Only if you’re reading older comics – Constantine has been almost entirely pushed out of the DCU nowadays. As for all the Sandman connections – yeah, they were there in the early days (it was VERY firmly a DCU book at the beginning) but DC became increasingly uncomfortable about it. There’s barely any connection in the later issues, until you get to the funeral – which was basically just Gaiman having fun, anyway.
After Sandman finished, though, with the exception of Morrison using Daniel in JLA, Vertigo in general became increasingly disconnected from the DCU. Dream is still the DCU’s official Dream, it’s true – but it’s very rare that you’ll get a reminder of that link, considering the fact that almost every Vertigo book nowadays exists in its own world (I think Preacher may have been the first to do this?) rather than falling under the same umbrella.
I’m not saying it shouldn’t have happened, I’m just saying it was HUGELY unexpected.
Seb Patrick
5 Oct 09 at 9:11 pm
Constantine/Zatanna was done as recently as Books of Magick: Life During Wartime (much underrated series, that). Admittedly it was still a few years back, but frankly I haven’t been reading much DC during the period since because they’ve been making pretty consistently awful editorial decisions, one of them being this retroactive, unconvincing divide. And nor is this the first leak in that wall recently – consider The Brave & the Bold, which had a scene featuring Supergirl and Lobo meeting Destiny in his garden.
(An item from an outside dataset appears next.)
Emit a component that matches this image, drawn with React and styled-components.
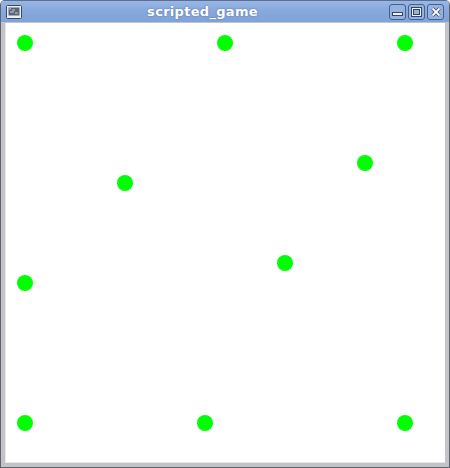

Vertigo and own universe…hmmm. Preacher fairly obviously spun off from a Hellblazer plot point of Ennis’ (ditto Robin in Invisibles and Crazy Jane from Doom Patrol), with the breach made as much for copyright reasons as anything. Shade was pretty semi-detached – he had been a DC character but the only indication of a shared universe was the brief Constantine crossover (bafflingly omitted from history whenever Milligan talks about his Hellblazer as though he’d never written the character before). But even before Preacher you’ve got stuff with no shared universe elements at all like Enigma and Sebastian O.